There’s one saying that comes to mind with this title, one that makes me chuckle: “If Mr. Right is not available, then drag the Mr. Available to the right and make him right”.
It’s sure a funny joke, if you think about it. However, it is the reality of what has always been done. Ask some grandmas, they would tell you they wouldn’t have married their husbands back then, but he was the only one available and ready when they decided (or perhaps their parents decided) to take the plunge.
Do I really blame people for dragging the ‘poor’ Mr. Available to the right? Maybe not. Is it advisable to do so? My answer would be no.
The fact is that, the world we live in is really making it difficult for singles- especially ladies- to be single in peace. People meeting you, even for the first time when they realize you are single are always quick to ask, “so when are we eating the rice?” as though it is in your control. The worst about being single perhaps, is people thinking you are the one that is not serious/ready. Meanwhile for quite some time, there’s been a real drought of men… if you understand what I mean.
To an extent, we’ve been made to believe after university comes marriage, like life automatically follows a natural and stern pattern for everyone. Immediately you are born, your life is already mentally arranged for you. You first go to primary school, then secondary school; after which you go to the university and some seconds after graduation literally as a lady- you get married (not even get a job; your husband will take care of you). No one leaves the room for the mystery your life is and at that, the mystery and wonder it should become.
Do I blame people for having such sequence? Maybe no; because to an extent, it’s been what has been happening through the ages. When things happen that sequentially for a sustainable time, it is made a norm. So, everyone from no where just expects you to show up with a man after you finish school. It is an unspoken rule which makes the search for a fiancé (not even a boyfriend) a hard end goal, when in the final year at the university. And so after some years of leaving school and there is no sign of a wedding invitation coming up, people begin to ask rather impatiently- when are we eating the rice? Well, I once read someone’s epic reply- “at your funeral” even though it was said in her mind. You can imagine the extent of frustration that made someone come up with such reply.
Having said that, I really understand the pressure we get as ladies to get married.
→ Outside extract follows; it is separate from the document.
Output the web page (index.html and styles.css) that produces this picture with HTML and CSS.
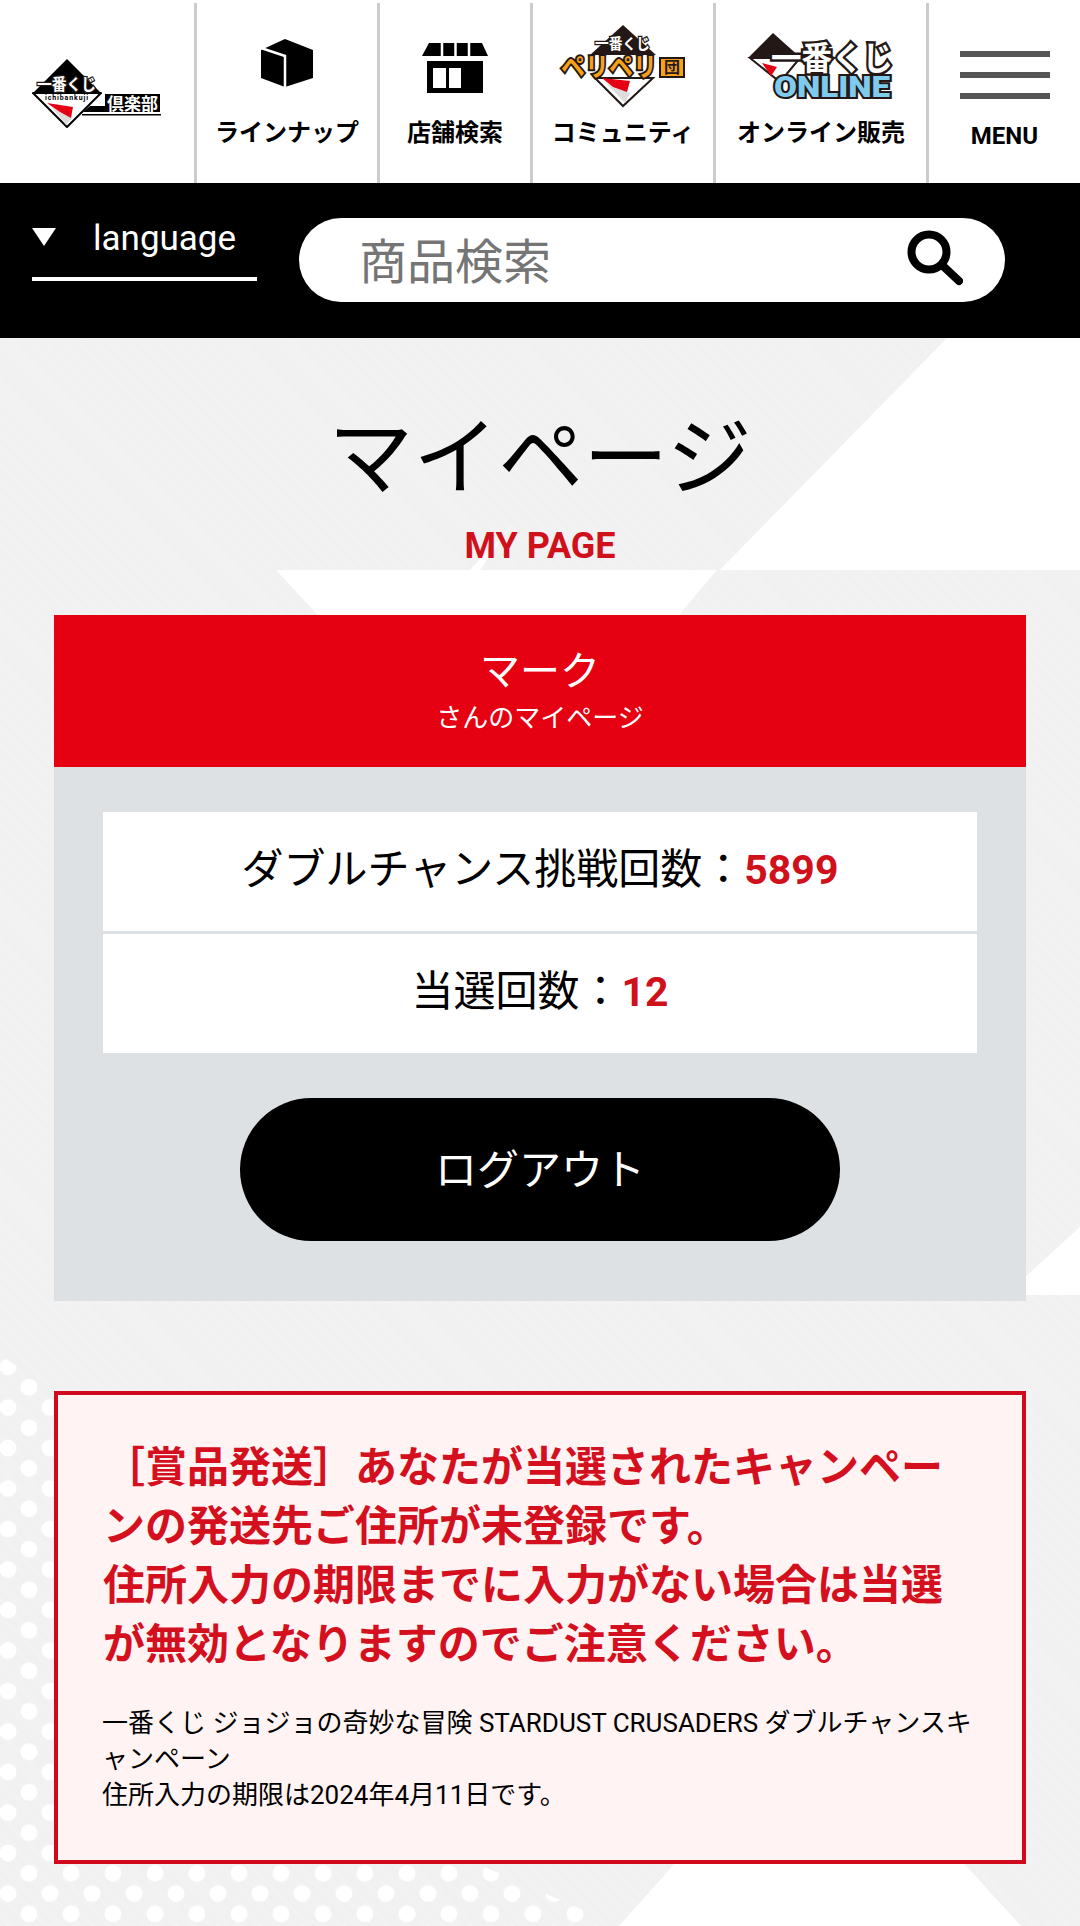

And sometimes pressures aside, our longings and desires of how we want our lives to be sometimes also push us to turn the Mr. Available into Mr. Right.
All that being said, who is Mr. Available? He is a guy that hovers around you, perhaps wouldn’t mind marrying you, but you know is not right for you, based on what you know you want in a man, and who in the long run you perceive yourself to be.
In some cases, it could be a friend that talks nothing about marriage but you decide to ‘seduce’ in some ways to save you from the ‘shame’ of not being married and also to give you a social status (Mrs.) so at least all your ‘enemies’ can shut up and perhaps you too can finally post your wedding pictures on social media (Social media palaver- a topic for another day).
Who is Mr. Right? A man you know without a doubt is right for you. A man you feel so peaceful about (The peace you have in your mind constantly over a stable period of time I believe is a vital factor in knowing if he’s right or not); a man you are happy and confident being with. This been said, being Mr. Right does not mean he is perfect, it only means for the most part, he ticks your innermost, true and sincere needs and matches truly who you see yourself to be in the nearest future.
The context of Mr. Right and Mr. Available already explained, why is it not advisable to make Mr. Available, Mr. Right? This is simply because it might lead to inner dissatisfaction and loss/lack of joy in the long run. The reasons why you quickly dragged him to the ‘right’ would fizzle out after a while, leaving you with the reality of the matter because those facts that made him not right in the first place that you know about but overlooked for the sake of getting married would get magnified over time. It would get magnified in a way that constantly annoys or irritates you, such that robs you of your joy and happiness of being with him.
Marriage, as we all know, is a magnifier of behavior, both the ones ignored and probably the ones acknowledged. For example if he was sincerely courteous before you got married, chances are that in marriage, he would not deviate from that and as a matter of fact, might become better at it. On the flip side, if he was an alcoholic before marriage (and being with an alcoholic man was what you knew you could not cope with), chances are that he either would not change. Status quo is maintained, or he would change for the worse.
It’s your choice. Knowing the expected consequence of a thing helps us to weigh our actions. In the long run, it helps us decide if we really want to stay with decisions that would make us appear successful on the outside, but burning fast on the inside; or decisions that makes us appear seemingly ‘losing’ on the outside but winning on the inside. In the long run, we have our peace and sanity intact, and the choice to choose who we know from our gut is right for us peacefully and substantially remains. In addition to the latter is the assurance of being peaceful and joyful (provided the right things are put in place) when in the end we get married.
We have choice and freewill. We can decide to go for Mr. Available by dragging him to the right based on popular opinion, or decide to hold on to our peace and sanity by intentionally waiting for the right man to come into the picture while getting busy and focused in the process. Either way,the choice is up to us because in the long run, it is our life and we rule and run it just the way we want, and we think is best.